Gus Garcia – Medieval

Gus Garcia Medieval

This new EP from Brazilian Gus Garcia opens with the bittersweet folk-pop of Clocks and Crocodiles which combines a rousing Sondre Lerche-like acoustic-lead instrumentation with a drawled Steve Harley-esque vocal. Much like Garcia’s previous EP Many Hiding Places it’s like staring into a magic eye picture trying to spot his heritage, Garcia, a self-confessed anglophile, moved to London in 2007, whilst his sound is far more retrospective than that, but fortunately not mired in a sense of nostalgia that makes his songs sound like thinly veiled homages. Instead, this opening song is a curiously joyful yet downbeat opener mixing flavours of the past and the present into a charming piece of pop setting the bar high for the rest of this EP.

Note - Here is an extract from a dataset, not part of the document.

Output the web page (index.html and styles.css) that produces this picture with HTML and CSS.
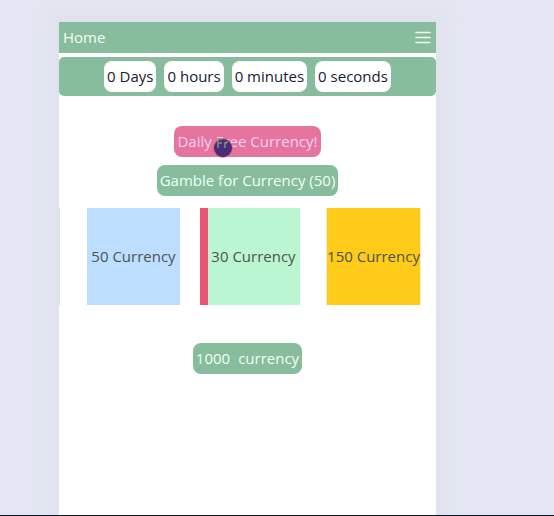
FILE: index.html
```html
<!DOCTYPE html>
<html lang="en">
<head>
<meta charset="utf-8">
<meta name="viewport" content="width=device-width, initial-scale=1">
<title>Daily Currency</title>
<link rel="stylesheet" href="styles.css">
</head>
<body>
<main class="panel">
  <nav class="navbar">
    <a class="home" href="#">Home</a>
    <button class="menu" type="button" aria-label="Menu">
      <svg width="18" height="14" viewBox="0 0 18 14" aria-hidden="true"><path d="M2 1.5H16M2 6.5H16M2 11.5H16" fill="none" stroke="currentColor" stroke-width="1.5" stroke-linecap="round"/></svg>
    </button>
  </nav>
  <section class="timer">
    <span class="unit">0 Days</span>
    <span class="unit">0 hours</span>
    <span class="unit">0 minutes</span>
    <span class="unit">0 seconds</span>
  </section>
  <section class="actions">
    <button class="action daily" type="button">Daily Free Currency!
      <svg class="pointer" width="22" height="22" viewBox="0 0 22 22" aria-hidden="true"><circle cx="11" cy="11" r="10" fill="#ee5277" opacity=".75"/><circle cx="11" cy="11" r="9" fill="#492d78"/><path d="M6 11V2H11M6 6H10M13 11V5M13 7Q14 5 16 5" fill="none" stroke="#7d8f87" stroke-width="1.5"/></svg>
    </button>
    <button class="action" type="button">Gamble for Currency (50)</button>
  </section>
  <section class="reel">
    <div class="track">
      <div class="card green"></div>
      <div class="card blue">50 Currency</div>
      <div class="card green marked">30 Currency</div>
      <div class="card gold">150 Currency</div>
    </div>
  </section>
  <p class="balance"><span>1000</span><span>currency</span></p>
</main>
</body>
</html>
```
FILE: styles.css
```css
* {
  box-sizing: border-box;
}

body {
  min-height: 100vh;
  margin: 0;
  padding: 22px 118px 0 59px;
  display: flex;
  overflow: hidden;
  background: #e4e7f3;
  border-bottom: 1px solid #10142b;
  font: 15px/23px "Open Sans", "Noto Sans", sans-serif;
}

button {
  border: 0;
  font: inherit;
  cursor: pointer;
}

.panel {
  flex: 1;
  min-width: 0;
  display: flex;
  flex-direction: column;
  align-items: center;
  background: #fff;
  box-shadow: 0 0 16px 14px #e0e3ee;
}

.navbar {
  align-self: stretch;
  display: flex;
  align-items: center;
  justify-content: space-between;
  padding: 4px;
  background: #87bc9d;
}

.home {
  color: #f4fff9;
  text-decoration: none;
}

.menu {
  display: flex;
  padding: 0;
  color: #f4fff9;
  background: none;
}

.timer {
  align-self: stretch;
  display: flex;
  justify-content: center;
  gap: 8px;
  margin-top: 4px;
  padding: 4px;
  border-radius: 5px;
  background: #87bc9d;
}

.unit {
  padding: 4px 3px;
  border-radius: 8px;
  background: #fff;
  color: #172031;
  white-space: nowrap;
}

.actions {
  display: flex;
  flex-direction: column;
  align-items: center;
  gap: 8px;
  margin-top: 30px;
}

.action,
.balance {
  padding: 4px 3px;
  border-radius: 8px;
  background: #87bc9d;
  color: #f0fff7;
  white-space: nowrap;
}

.daily {
  position: relative;
  background: #e5749e;
  color: #fbd0f6;
}

.pointer {
  position: absolute;
  left: 38px;
  top: 11px;
}

.reel {
  align-self: stretch;
  margin-top: 12px;
  overflow: hidden;
}

.track {
  display: flex;
  gap: 27px;
  margin-left: -92px;
}

.card {
  position: relative;
  flex: none;
  display: flex;
  align-items: center;
  justify-content: center;
  width: 93px;
  height: 97px;
  color: #4c5351;
  white-space: nowrap;
}

.green {
  background: #bbf6d2;
}

.blue {
  background: #bedeff;
}

.gold {
  background: #fdcb18;
  box-shadow: 0 0 0 1px #f5ead0;
}

.marked::before {
  content: "";
  position: absolute;
  top: 0;
  bottom: 0;
  right: 100%;
  width: 8px;
  margin-right: -1px;
  background: #eb5573;
}

.balance {
  display: flex;
  gap: 8px;
  margin: 38px 0 0;
}
```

The hi-tempo Rhythm finds Garcia sounding like Babybird‘s Stephen Jones over Michael Benohr’s lively drum-beat and stammering guitar, it’s the kind of song that probably works better as part of a live set, on record it’s a little flat. Folk refrain Two For One fares better from the off, Garcia cooing close to the mic, now sounding like Elvis Costello. Slowly the track is filled with the full band, it’s a decent slow-burner that builds to a warm, neatly arranged conclusion.

It’s followed by the EP’s title track is a wonderful clamour of instrumentation, crashing and clashing around Garcia’s voice, for the most part he coos; ‘I’ve got nothing up my sleeves!” It’s undoubtedly the highpoint of the EP, giving Garcia the most room to play around and experiment, throwing in some Jon Brion-style flourishes here and there, with an extended instrumental section giving him a palette for a few additional colours. Closing track The Sailor is a sparse and eerie end to the record, wrapped around Jaume Fornos’ piano, it lacks a little resonance coming, as it does, at the end of a short somewhat truncated collection of diverse tunes, perhaps the kind of coda that would lend more poignancy to an LP, but it’s a good indication of the shades that Garcia is able to produce and draws the curtian on this fine EP with a melancholy flourish.